購入前から個人的に気になっているのが、フードとフィルタが一体化されているということ.汚れたら交換するというフィルタの特性とフードでは耐久性の面で違いがあるのではないかと思ったのです.ただ商品説明によると「傷防止とグレア防止コーティングを施した日本のAGC製光学ガラスを使用しています」とのことなので、そう簡単に汚れや傷がつかないことを期待したいと思います.
FUJIFILM X100VI + FUJIFILM PROTECT FILTER PRF-49S
ISO640 F5.6 1/15秒
FUJIFILM X100VI + X100 Glass (Haze 10%)
ISO640 F5.6 1/15秒
X100 Glass (Haze 10%)に使用されているフィルタは「シネブルーム/10%ヘイズフィルター」が使用されているとのことで、あまり詳しい情報はないのですが、おそらくはブラックミスト的なフィルタのようです.

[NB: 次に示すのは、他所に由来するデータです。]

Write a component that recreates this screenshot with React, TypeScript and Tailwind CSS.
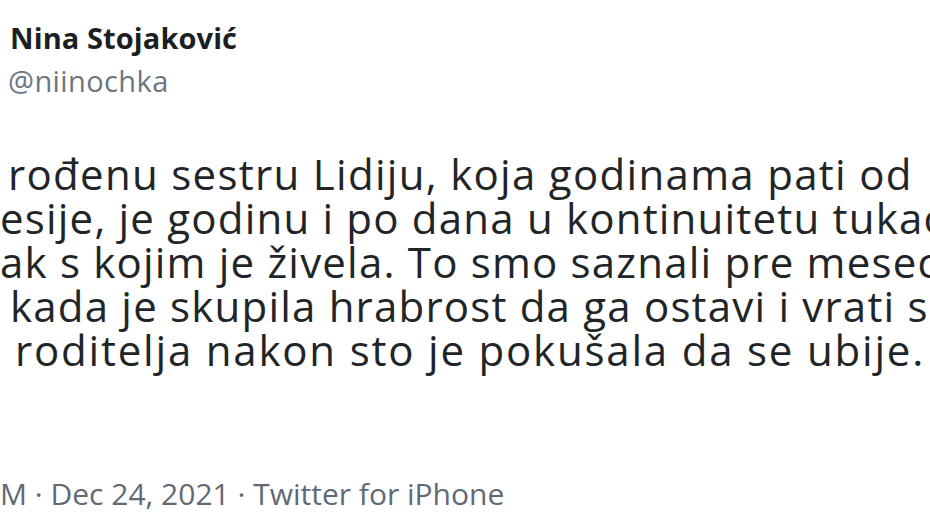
import React from "react";

const lines: { text: string; cls: string }[] = [
  { text: "rođenu sestru Lidiju, koja godinama pati od", cls: "ml-[8px] tracking-[1.3px]" },
  { text: "esije, je godinu i po dana u kontinuitetu tukao", cls: "ml-[0px] tracking-[1.2px]" },
  { text: "ak s kojim je živela. To smo saznali pre mesec", cls: "ml-[0px] tracking-[1.2px]" },
  { text: "kada je skupila hrabrost da ga ostavi i vrati se", cls: "ml-[10px] tracking-[1.2px]" },
  { text: "roditelja nakon sto je pokušala da se ubije.", cls: "ml-[15px] tracking-[1.8px]" },
];

export default function App() {
  return (
    <div
      className="w-[930px] h-[525px] overflow-hidden bg-white flex flex-col"
      style={{ fontFamily: "'Open Sans', 'Liberation Sans', Arial, sans-serif" }}
    >
      <div className="pt-[18px] pl-[10px] flex flex-col">
        <div className="text-[29px] leading-[40px] font-bold tracking-[0.1px] text-[#1c1f22] whitespace-nowrap">
          Nina Stojaković
        </div>
        <div className="mt-[3px] text-[29px] leading-[40px] tracking-[0.4px] text-[#6a7682] whitespace-nowrap -ml-[2px]">
          @niinochka
        </div>
      </div>
      <div className="mt-[51px] flex flex-col text-[#222528] text-[42px] leading-[44px]">
        {lines.map((l, i) => (
          <div key={i} className={"whitespace-nowrap " + l.cls}>
            {l.text}
          </div>
        ))}
      </div>
      <div className="mt-[104px] text-[30px] leading-[36px] text-[#5f6a75] whitespace-nowrap">
        M · Dec 24, 2021 · Twitter for iPhone
      </div>
    </div>
  );
}
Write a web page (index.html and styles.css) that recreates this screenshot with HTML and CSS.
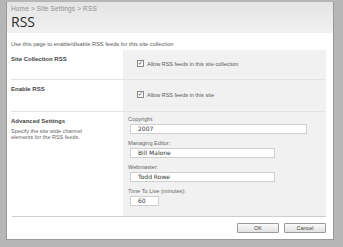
FILE: index.html
```html
<!DOCTYPE html>
<html>
<head>
<meta charset="utf-8">
<link rel="stylesheet" href="styles.css">
</head>
<body>
<div class="screen">
  <div class="window">
    <div class="header">
      <div class="crumb">Home &gt; Site Settings &gt; RSS</div>
      <div class="title">RSS</div>
    </div>
    <div class="intro">Use this page to enable/disable RSS feeds for this site collection</div>
    <div class="section s1">
      <div class="label"><div class="lt">Site Collection RSS</div></div>
      <div class="panel"><label class="check"><span class="box">✓</span>Allow RSS feeds in this site collection</label></div>
    </div>
    <div class="section s2">
      <div class="label"><div class="lt">Enable RSS</div></div>
      <div class="panel"><label class="check"><span class="box">✓</span>Allow RSS feeds in this site</label></div>
    </div>
    <div class="section s3">
      <div class="label">
        <div class="lt">Advanced Settings</div>
        <div class="desc">Specify the site wide channel elements for the RSS feeds.</div>
      </div>
      <div class="panel fields">
        <div class="fl">Copyright:</div>
        <div class="inp wide">2007</div>
        <div class="fl">Managing Editor:</div>
        <div class="inp mid">Bill Malone</div>
        <div class="fl">Webmaster:</div>
        <div class="inp mid">Todd Rowe</div>
        <div class="fl">Time To Live (minutes):</div>
        <div class="inp small">60</div>
      </div>
    </div>
    <div class="footer">
      <button class="btn">OK</button>
      <button class="btn">Cancel</button>
    </div>
  </div>
</div>
</body>
</html>
```
FILE: styles.css
```css
html, body { margin: 0; padding: 0; }
body { width: 343px; height: 247px; overflow: hidden; font-family: "Liberation Sans", Arial, sans-serif; }
.screen {
  width: 343px; height: 247px; box-sizing: border-box;
  background: #b6b6b6;
  padding: 2px 9px 7px 6px;
}
.window {
  height: 100%; box-sizing: border-box;
  background: #fff;
  border-left: 1px solid #9a9a9a;
  border-right: 1px solid #9a9a9a;
  border-bottom: 1px solid #9a9a9a;
  display: flex; flex-direction: column;
}
.header {
  height: 31px; box-sizing: border-box;
  background: linear-gradient(#e4e4e4, #f1f1f1);
  padding: 3px 0 0 4px;
}
.crumb { font-size: 6.5px; color: #8f8f8f; line-height: 8px; letter-spacing: 0.15px; }
.title { font-family: "Open Sans", sans-serif; font-size: 14px; line-height: 16px; color: #2a2a2a; margin-top: 1px; }
.intro { font-size: 5.7px; color: #5a5a5a; padding: 7px 0 0 4px; height: 10px; line-height: 8px; }
.section { display: flex; margin: 0 7px 0 4px; border-bottom: 1px solid #e2e2e2; }
.label { width: 112px; flex: none; padding-top: 5px; box-sizing: border-box; }
.lt { font-size: 6px; font-weight: bold; color: #444; line-height: 8px; }
.desc { font-size: 5.5px; color: #666; line-height: 6px; width: 84px; margin-top: 3px; }
.panel { flex: 1; background: #f1f1f1; box-sizing: border-box; padding-left: 14px; }
.s1 { height: 29px; }
.s2 { height: 31px; }
.s3 { height: 104px; border-bottom: none; }
.check { display: flex; align-items: center; font-size: 5.5px; color: #5a5a5a; margin-top: 10px; }
.s2 .check { margin-top: 11px; }
.box {
  width: 5px; height: 5px; border: 1px solid #888; background: #fff; margin-right: 3px;
  font-size: 6px; line-height: 5px; text-align: center; color: #333; overflow: hidden;
}
.fields { padding-left: 5px; padding-top: 3px; }
.fl { font-size: 5.6px; color: #666; line-height: 8px; }
.inp {
  height: 10px; box-sizing: border-box; background: #fff; border: 1px solid #cfcfcf;
  font-family: "DejaVu Sans", Verdana, sans-serif; font-size: 6px; color: #333; line-height: 8px;
  padding-left: 7px; margin: 1px 0 5px 2px;
}
.wide { width: 177px; }
.mid { width: 145px; }
.small { width: 29px; }
.footer {
  margin: 0 7px 0 5px; border-top: 1px solid #cfcfcf;
  display: flex; justify-content: flex-end; gap: 5px; padding-top: 6px;
}
.btn {
  width: 42px; height: 10px; padding: 0; border: 1px solid #9a9a9a; border-radius: 1px;
  background: linear-gradient(#fafafa, #e2e2e2);
  font-family: "Liberation Sans", Arial, sans-serif; font-size: 5.5px; color: #444; line-height: 8px;
}
```
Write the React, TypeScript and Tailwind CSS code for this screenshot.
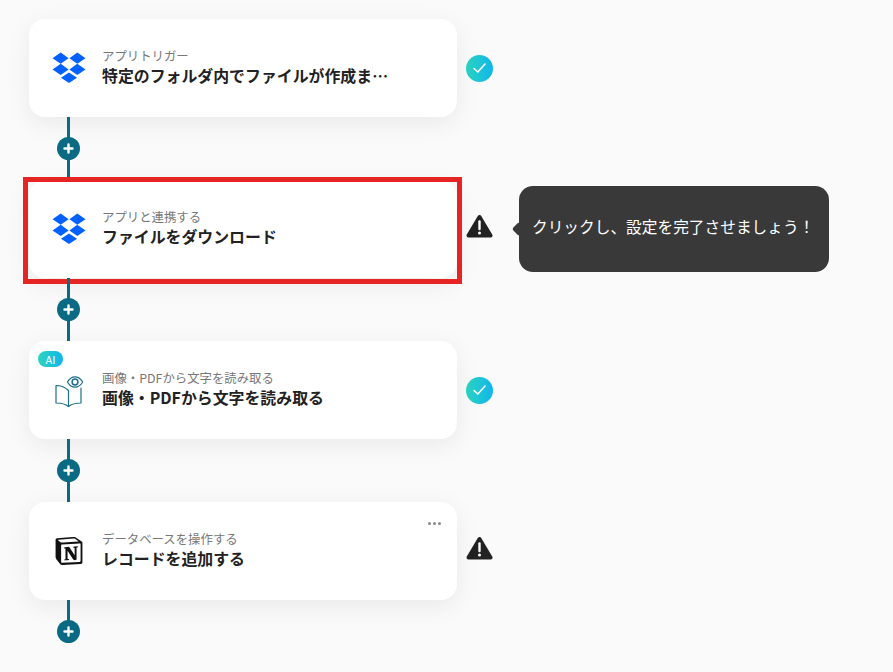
import { SiNotion } from 'react-icons/si';

const font = { fontFamily: '"Noto Sans CJK JP", "Noto Sans", sans-serif' };

function DropboxIcon() {
  return (
    <svg width="34" height="32" viewBox="0 0 34 32" fill="#0061ff">
      <polygon points="8.7,0.5 16.6,6.2 8.7,11.8 0.5,6.2" />
      <polygon points="25.3,0.5 33.5,6.2 25.3,11.8 17.4,6.2" />
      <polygon points="8.7,11.8 16.6,17.4 8.7,23 0.5,17.4" />
      <polygon points="25.3,11.8 33.5,17.4 25.3,23 17.4,17.4" />
      <polygon points="17,20.4 25,25.8 17,31 9,25.8" />
    </svg>
  );
}

function BookEyeIcon() {
  return (
    <svg width="30" height="34" viewBox="0 0 30 34" fill="none" stroke="#1c6f88" strokeWidth="1.2" strokeLinejoin="round" strokeLinecap="round">
      <path d="M14.5 17.5 C12 15 7 12.5 2 12.5 L2 30 C7 30 11.5 31 14.5 33.5 C17.5 31 22 30 27 30 L27 15" />
      <path d="M14.5 17.5 L14.5 34" />
      <path d="M13.5 9 C15.5 5.5 18.5 3.8 21 3.8 C23.5 3.8 26.5 5.5 28.8 9 C26.5 12.5 23.5 14.2 21 14.2 C18.5 14.2 15.5 12.5 13.5 9 Z" />
      <circle cx="21" cy="9" r="2.9" strokeWidth="1.5" />
    </svg>
  );
}

function CheckBadge() {
  return (
    <div className="w-[27px] h-[27px] rounded-full bg-gradient-to-r from-[#2dd4bf] to-[#12b5ea] flex items-center justify-center">
      <svg width="15" height="12" viewBox="0 0 15 12" fill="none" stroke="#ffffff" strokeWidth="1.6" strokeLinecap="round" strokeLinejoin="round">
        <path d="M2 6.5 L5.8 10 L13 2" />
      </svg>
    </div>
  );
}

function WarningBadge() {
  return (
    <svg width="27" height="25" viewBox="0 0 27 25" className="mb-[5px]">
      <path d="M13.5 3 L24.5 21.5 L2.5 21.5 Z" fill="#222222" stroke="#222222" strokeWidth="4" strokeLinejoin="round" />
      <path d="M13.5 7.5 L13.5 15" stroke="#ffffff" strokeWidth="2.4" strokeLinecap="round" />
      <circle cx="13.5" cy="19" r="1.5" fill="#ffffff" />
    </svg>
  );
}

function Connector({ last }: { last: boolean }) {
  return (
    <div className="w-[79px] h-[63px] relative flex justify-center">
      <div className={last ? 'w-[3px] h-[30px] bg-[#0b6a83]' : 'w-[3px] h-full bg-[#0b6a83]'} />
      <div className="absolute top-[20px] w-[23px] h-[23px] rounded-full bg-[#0b6a83] flex items-center justify-center">
        <svg width="11" height="11" viewBox="0 0 11 11" stroke="#ffffff" strokeWidth="2.4" strokeLinecap="round">
          <path d="M5.5 1.5 V9.5 M1.5 5.5 H9.5" />
        </svg>
      </div>
    </div>
  );
}

interface Step {
  label: string;
  title: string;
  icon: React.ReactNode;
  status: 'ok' | 'warn';
  ai?: boolean;
  menu?: boolean;
  active?: boolean;
}

const steps: Step[] = [
  { label: 'アプリトリガー', title: '特定のフォルダ内でファイルが作成または更新されたら', icon: <DropboxIcon />, status: 'ok' },
  { label: 'アプリと連携する', title: 'ファイルをダウンロード', icon: <DropboxIcon />, status: 'warn', active: true },
  { label: '画像・PDFから文字を読み取る', title: '画像・PDFから文字を読み取る', icon: <BookEyeIcon />, status: 'ok', ai: true },
  { label: 'データベースを操作する', title: 'レコードを追加する', icon: <SiNotion size={28} color="#111111" />, status: 'warn', menu: true },
];

export default function App() {
  return (
    <div className="w-[893px] h-[672px] overflow-hidden bg-[#fafafa] pt-[19px] pl-[29px]" style={font}>
      {steps.map((step, i) => (
        <div key={step.label}>
          <div className="flex items-center">
            <div className="relative w-[428px] h-[98px] shrink-0 bg-white rounded-[16px] shadow-[0_6px_24px_rgba(0,0,0,0.07)] flex items-center pl-[23px]">
              <div className="w-[34px] h-[34px] flex items-center justify-center shrink-0">{step.icon}</div>
              <div className="ml-[16px] w-[292px]">
                <p className="text-[12.4px] leading-[16px] text-[#777777] truncate">{step.label}</p>
                <p className="text-[15.9px] leading-[24px] font-bold text-[#222222] truncate">{step.title}</p>
              </div>
              {step.ai && (
                <span className="absolute left-[9px] top-[10px] w-[25px] h-[16px] rounded-full bg-gradient-to-r from-[#2dd4bf] to-[#12b5ea] text-white text-[11px] leading-[16px] text-center">
                  AI
                </span>
              )}
              {step.menu && (
                <div className="absolute right-[16px] top-[20px] flex gap-[2px]">
                  <span className="w-[3px] h-[3px] rounded-full bg-[#888888]" />
                  <span className="w-[3px] h-[3px] rounded-full bg-[#888888]" />
                  <span className="w-[3px] h-[3px] rounded-full bg-[#888888]" />
                </div>
              )}
              {step.active && (
                <div className="absolute -left-[6px] -right-[5px] -top-[3px] -bottom-[6px] border-[5px] border-[#e62424]" />
              )}
            </div>
            <div className="ml-[9px] w-[27px] flex justify-center shrink-0">
              {step.status === 'ok' ? <CheckBadge /> : <WarningBadge />}
            </div>
            {step.active && (
              <div className="relative ml-[26px] w-[310px] h-[86px] rounded-[14px] bg-[#393939] flex items-center pl-[13px] pb-[4px] text-white text-[15.7px]">
                <span className="absolute -left-[5px] top-[38px] w-[10px] h-[10px] rotate-45 bg-[#393939] rounded-[2px]" />
                クリックし、設定を完了させましょう！
              </div>
            )}
          </div>
          <Connector last={i === steps.length - 1} />
        </div>
      ))}
    </div>
  );
}
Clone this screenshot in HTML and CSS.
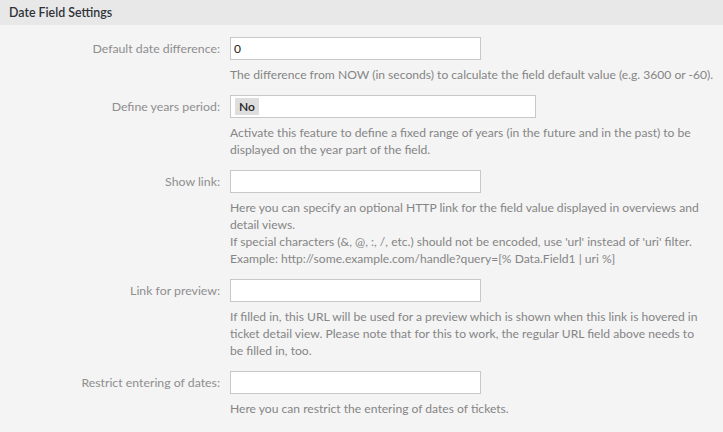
FILE: index.html
```html
<!DOCTYPE html>
<html lang="en">
<head>
<meta charset="utf-8">
<title>Date Field Settings</title>
<link rel="stylesheet" href="styles.css">
</head>
<body>
<section class="widget">
  <div class="widget-header"><h2>Date Field Settings</h2></div>
  <div class="widget-body">
    <div class="field">
      <label class="field-label">Default date difference:</label>
      <div class="input short"><span class="value">0</span></div>
      <p class="desc">The difference from NOW (in seconds) to calculate the field default value (e.g. 3600 or -60).</p>
    </div>
    <div class="field">
      <label class="field-label">Define years period:</label>
      <div class="input long"><span class="chip">No</span></div>
      <p class="desc">Activate this feature to define a fixed range of years (in the future and in the past) to be<br>displayed on the year part of the field.</p>
    </div>
    <div class="field">
      <label class="field-label">Show link:</label>
      <div class="input short"></div>
      <p class="desc">Here you can specify an optional HTTP link for the field value displayed in overviews and<br>detail views.<br>If special characters (&amp;, @, :, /, etc.) should not be encoded, use 'url' instead of 'uri' filter.<br>Example: http://some.example.com/handle?query=[% Data.Field1 | uri %]</p>
    </div>
    <div class="field">
      <label class="field-label">Link for preview:</label>
      <div class="input short"></div>
      <p class="desc">If filled in, this URL will be used for a preview which is shown when this link is hovered in<br>ticket detail view. Please note that for this to work, the regular URL field above needs to<br>be filled in, too.</p>
    </div>
    <div class="field">
      <label class="field-label">Restrict entering of dates:</label>
      <div class="input short"></div>
      <p class="desc">Here you can restrict the entering of dates of tickets.</p>
    </div>
  </div>
</section>
</body>
</html>
```

FILE: styles.css
```css
html, body {
  margin: 0;
  padding: 0;
  background: #f4f4f4;
}
body {
  font-family: Lato, "Open Sans", sans-serif;
  font-size: 12px;
  color: #333;
  width: 723px;
  height: 432px;
  overflow: hidden;
}
.widget-header {
  background: #e8e8e8;
  height: 25px;
  display: flex;
  align-items: center;
  padding: 0 9px;
}
.widget-header h2 {
  margin: 0;
  font-size: 12.4px;
  font-weight: 600;
  color: #2f3338;
}
.widget-body {
  padding-top: 12px;
}
.field {
  display: grid;
  grid-template-columns: 220px auto;
  column-gap: 10px;
  row-gap: 6px;
  margin-bottom: 12px;
}
.field-label {
  grid-column: 1;
  grid-row: 1;
  align-self: center;
  text-align: right;
  color: #8e8e8e;
  font-size: 12.3px;
}
.input {
  grid-column: 2;
  grid-row: 1;
  box-sizing: border-box;
  height: 23px;
  background: #fff;
  border: 1px solid #c8c8c8;
  display: flex;
  align-items: center;
  padding: 0 3px;
}
.input.short { width: 251px; }
.input.long { width: 306px; }
.value {
  color: #222;
  font-size: 12px;
}
.chip {
  background: #dedede;
  color: #222;
  font-weight: 600;
  padding: 0 4px;
  margin-left: 1px;
  line-height: 17px;
  font-size: 12px;
}
.desc {
  grid-column: 2;
  grid-row: 2;
  margin: 0;
  color: #858585;
  font-size: 12.1px;
  line-height: 17px;
  white-space: nowrap;
}
```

試しに光源としてLEDランタンを撮影してみました.上が富士フイルム純正のプロテクトフィルタ、下がX100 Glass (Haze 10%)です.下は光のにじみ具合に違いがあるのがわかります.もっとボワッとにじむ、これみよがしなフィルタ効果だったらどうしようと思っていましたが、光源のようなものを撮らなければ違いはわかりませんし、ほどよいさじ加減のフィルタ効果だと感じました.
上でも書いたように防塵防滴構造になるフード/フィルタとしては比較的コンパクトに収まっており、デザイン的にもバランスよくまとまっていますので今後はこれを使っていきたいところです.